▶ **Supplied entries**
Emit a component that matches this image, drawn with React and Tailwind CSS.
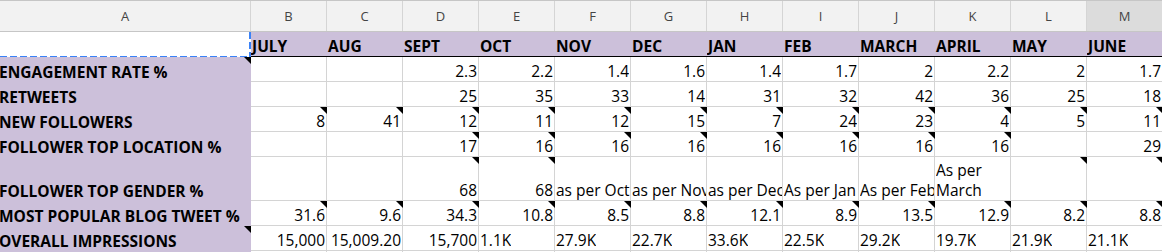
const MONTHS = ['JULY', 'AUG', 'SEPT', 'OCT', 'NOV', 'DEC', 'JAN', 'FEB', 'MARCH', 'APRIL', 'MAY', 'JUNE'];
const LETTERS = ['B', 'C', 'D', 'E', 'F', 'G', 'H', 'I', 'J', 'K', 'L', 'M'];
const ALL = [0, 1, 2, 3, 4, 5, 6, 7, 8, 9, 10, 11];

// values are columns B..M; notes / left hold column indexes
const ROWS = [
  { label: 'ENGAGEMENT RATE %', note: true, values: ['', '', '2.3', '2.2', '1.4', '1.6', '1.4', '1.7', '2', '2.2', '2', '1.7'] },
  { label: 'RETWEETS', values: ['', '', '25', '35', '33', '14', '31', '32', '42', '36', '25', '18'] },
  { label: 'NEW FOLLOWERS', notes: ALL, values: ['8', '41', '12', '11', '12', '15', '7', '24', '23', '4', '5', '11'] },
  { label: 'FOLLOWER TOP LOCATION %', notes: [2, 3, 4, 5, 6, 7, 8, 9], values: ['', '', '17', '16', '16', '16', '16', '16', '16', '16', '', '29'] },
  {
    label: 'FOLLOWER TOP GENDER %',
    tall: true,
    notes: [2, 3, 10, 11],
    left: [4, 5, 6, 7, 8, 9],
    wrap: [9],
    values: ['', '', '68', '68', 'as per Oct', 'as per Nov', 'as per Dec', 'As per Jan', 'As per Feb', 'As per March', '', ''],
  },
  { label: 'MOST POPULAR BLOG TWEET %', notes: ALL, values: ['31.6', '9.6', '34.3', '10.8', '8.5', '8.8', '12.1', '8.9', '13.5', '12.9', '8.2', '8.8'] },
  {
    label: 'OVERALL IMPRESSIONS',
    note: true,
    left: [3, 4, 5, 6, 7, 8, 9, 10, 11],
    values: ['15,000', '15,009.20', '15,700', '1.1K', '27.9K', '22.7K', '33.6K', '22.5K', '29.2K', '19.7K', '21.9K', '21.1K'],
  },
  { label: '', values: ['', '', '', '', '', '', '', '', '', '', '', ''] },
];

const Note = () => (
  <span className="absolute top-0 right-[-1px] z-10 h-0 w-0 border-t-[7px] border-l-[7px] border-t-black border-l-transparent" />
);

export default function App() {
  return (
    <div className="h-[252px] w-[1162px] overflow-hidden bg-white font-['Open_Sans',sans-serif] text-[15.5px] leading-[20px] text-black">
      {/* column letters */}
      <div className="grid h-[32px] grid-cols-[251px_repeat(12,76px)] border-t border-b border-[#c6c6c6] bg-[#f2f2f2] text-[13px] text-[#444]">
        <div className="flex items-center justify-center border-r border-[#d5d5d5]">A</div>
        {LETTERS.map((l) => (
          <div key={l} className={`flex items-center justify-center border-r border-[#d5d5d5] ${l === 'M' ? 'bg-[#dcdcdc]' : ''}`}>
            {l}
          </div>
        ))}
      </div>

      {/* month row */}
      <div className="grid h-[25px] grid-cols-[251px_repeat(12,76px)]">
        <div className="relative bg-white">
          <span className="absolute bottom-[-1px] left-0 h-[2px] w-[251px] bg-[repeating-linear-gradient(90deg,#3b82f6_0_7px,transparent_7px_10px)]" />
          <span className="absolute top-0 right-0 h-[25px] w-[2px] bg-[repeating-linear-gradient(180deg,#3b82f6_0_7px,transparent_7px_10px)]" />
        </div>
        {MONTHS.map((m) => (
          <div key={m} className="flex items-end overflow-hidden whitespace-nowrap border-b border-black bg-[#ccc0da] pl-[1px] font-bold">
            {m}
          </div>
        ))}
      </div>

      {ROWS.map((row, r) => (
        <div key={r} className={`grid grid-cols-[251px_repeat(12,76px)] ${row.tall ? 'h-[44px]' : 'h-[25px]'}`}>
          <div className="relative flex items-end whitespace-nowrap bg-[#ccc0da] font-bold">
            <span className="ml-[-1px]">{row.label}</span>
            {row.note && <span className="absolute top-0 right-0 h-0 w-0 border-t-[7px] border-l-[7px] border-t-black border-l-transparent" />}
          </div>
          {row.values.map((v, i) => {
            const left = row.left?.includes(i);
            const wrap = row.wrap?.includes(i);
            return (
              <div
                key={i}
                className={`relative flex items-end border-r border-b border-[#d4d4d4] ${left ? 'justify-start pl-[1px]' : 'justify-end pr-[1px]'}`}
              >
                <span className={`block overflow-hidden ${wrap ? 'whitespace-normal' : 'whitespace-nowrap'}`}>{v}</span>
                {row.notes?.includes(i) && <Note />}
              </div>
            );
          })}
        </div>
      ))}
    </div>
  );
}
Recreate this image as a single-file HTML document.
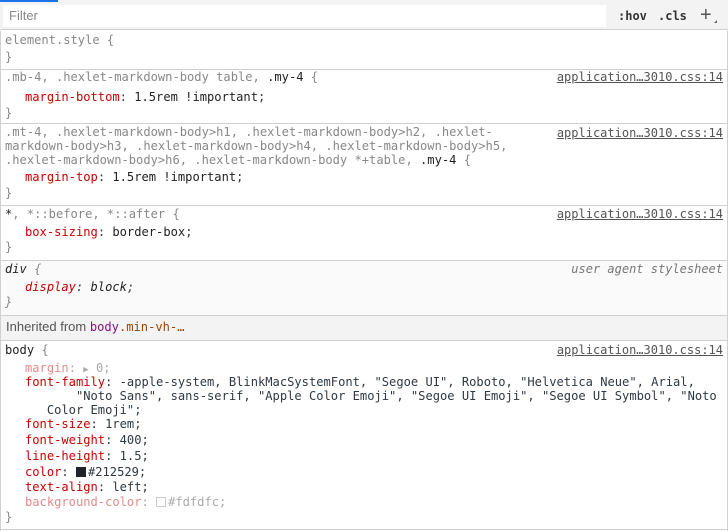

▶ **What is being asked**
All of the records above must be copied exactly, except for the pictures.

▶ **Output of the exercise**
Emit a component that matches this image, drawn with React and Tailwind CSS.
const MONTHS = ['JULY', 'AUG', 'SEPT', 'OCT', 'NOV', 'DEC', 'JAN', 'FEB', 'MARCH', 'APRIL', 'MAY', 'JUNE'];
const LETTERS = ['B', 'C', 'D', 'E', 'F', 'G', 'H', 'I', 'J', 'K', 'L', 'M'];
const ALL = [0, 1, 2, 3, 4, 5, 6, 7, 8, 9, 10, 11];

// values are columns B..M; notes / left hold column indexes
const ROWS = [
  { label: 'ENGAGEMENT RATE %', note: true, values: ['', '', '2.3', '2.2', '1.4', '1.6', '1.4', '1.7', '2', '2.2', '2', '1.7'] },
  { label: 'RETWEETS', values: ['', '', '25', '35', '33', '14', '31', '32', '42', '36', '25', '18'] },
  { label: 'NEW FOLLOWERS', notes: ALL, values: ['8', '41', '12', '11', '12', '15', '7', '24', '23', '4', '5', '11'] },
  { label: 'FOLLOWER TOP LOCATION %', notes: [2, 3, 4, 5, 6, 7, 8, 9], values: ['', '', '17', '16', '16', '16', '16', '16', '16', '16', '', '29'] },
  {
    label: 'FOLLOWER TOP GENDER %',
    tall: true,
    notes: [2, 3, 10, 11],
    left: [4, 5, 6, 7, 8, 9],
    wrap: [9],
    values: ['', '', '68', '68', 'as per Oct', 'as per Nov', 'as per Dec', 'As per Jan', 'As per Feb', 'As per March', '', ''],
  },
  { label: 'MOST POPULAR BLOG TWEET %', notes: ALL, values: ['31.6', '9.6', '34.3', '10.8', '8.5', '8.8', '12.1', '8.9', '13.5', '12.9', '8.2', '8.8'] },
  {
    label: 'OVERALL IMPRESSIONS',
    note: true,
    left: [3, 4, 5, 6, 7, 8, 9, 10, 11],
    values: ['15,000', '15,009.20', '15,700', '1.1K', '27.9K', '22.7K', '33.6K', '22.5K', '29.2K', '19.7K', '21.9K', '21.1K'],
  },
  { label: '', values: ['', '', '', '', '', '', '', '', '', '', '', ''] },
];

const Note = () => (
  <span className="absolute top-0 right-[-1px] z-10 h-0 w-0 border-t-[7px] border-l-[7px] border-t-black border-l-transparent" />
);

export default function App() {
  return (
    <div className="h-[252px] w-[1162px] overflow-hidden bg-white font-['Open_Sans',sans-serif] text-[15.5px] leading-[20px] text-black">
      {/* column letters */}
      <div className="grid h-[32px] grid-cols-[251px_repeat(12,76px)] border-t border-b border-[#c6c6c6] bg-[#f2f2f2] text-[13px] text-[#444]">
        <div className="flex items-center justify-center border-r border-[#d5d5d5]">A</div>
        {LETTERS.map((l) => (
          <div key={l} className={`flex items-center justify-center border-r border-[#d5d5d5] ${l === 'M' ? 'bg-[#dcdcdc]' : ''}`}>
            {l}
          </div>
        ))}
      </div>

      {/* month row */}
      <div className="grid h-[25px] grid-cols-[251px_repeat(12,76px)]">
        <div className="relative bg-white">
          <span className="absolute bottom-[-1px] left-0 h-[2px] w-[251px] bg-[repeating-linear-gradient(90deg,#3b82f6_0_7px,transparent_7px_10px)]" />
          <span className="absolute top-0 right-0 h-[25px] w-[2px] bg-[repeating-linear-gradient(180deg,#3b82f6_0_7px,transparent_7px_10px)]" />
        </div>
        {MONTHS.map((m) => (
          <div key={m} className="flex items-end overflow-hidden whitespace-nowrap border-b border-black bg-[#ccc0da] pl-[1px] font-bold">
            {m}
          </div>
        ))}
      </div>

      {ROWS.map((row, r) => (
        <div key={r} className={`grid grid-cols-[251px_repeat(12,76px)] ${row.tall ? 'h-[44px]' : 'h-[25px]'}`}>
          <div className="relative flex items-end whitespace-nowrap bg-[#ccc0da] font-bold">
            <span className="ml-[-1px]">{row.label}</span>
            {row.note && <span className="absolute top-0 right-0 h-0 w-0 border-t-[7px] border-l-[7px] border-t-black border-l-transparent" />}
          </div>
          {row.values.map((v, i) => {
            const left = row.left?.includes(i);
            const wrap = row.wrap?.includes(i);
            return (
              <div
                key={i}
                className={`relative flex items-end border-r border-b border-[#d4d4d4] ${left ? 'justify-start pl-[1px]' : 'justify-end pr-[1px]'}`}
              >
                <span className={`block overflow-hidden ${wrap ? 'whitespace-normal' : 'whitespace-nowrap'}`}>{v}</span>
                {row.notes?.includes(i) && <Note />}
              </div>
            );
          })}
        </div>
      ))}
    </div>
  );
}
Recreate this image as a single-file HTML document.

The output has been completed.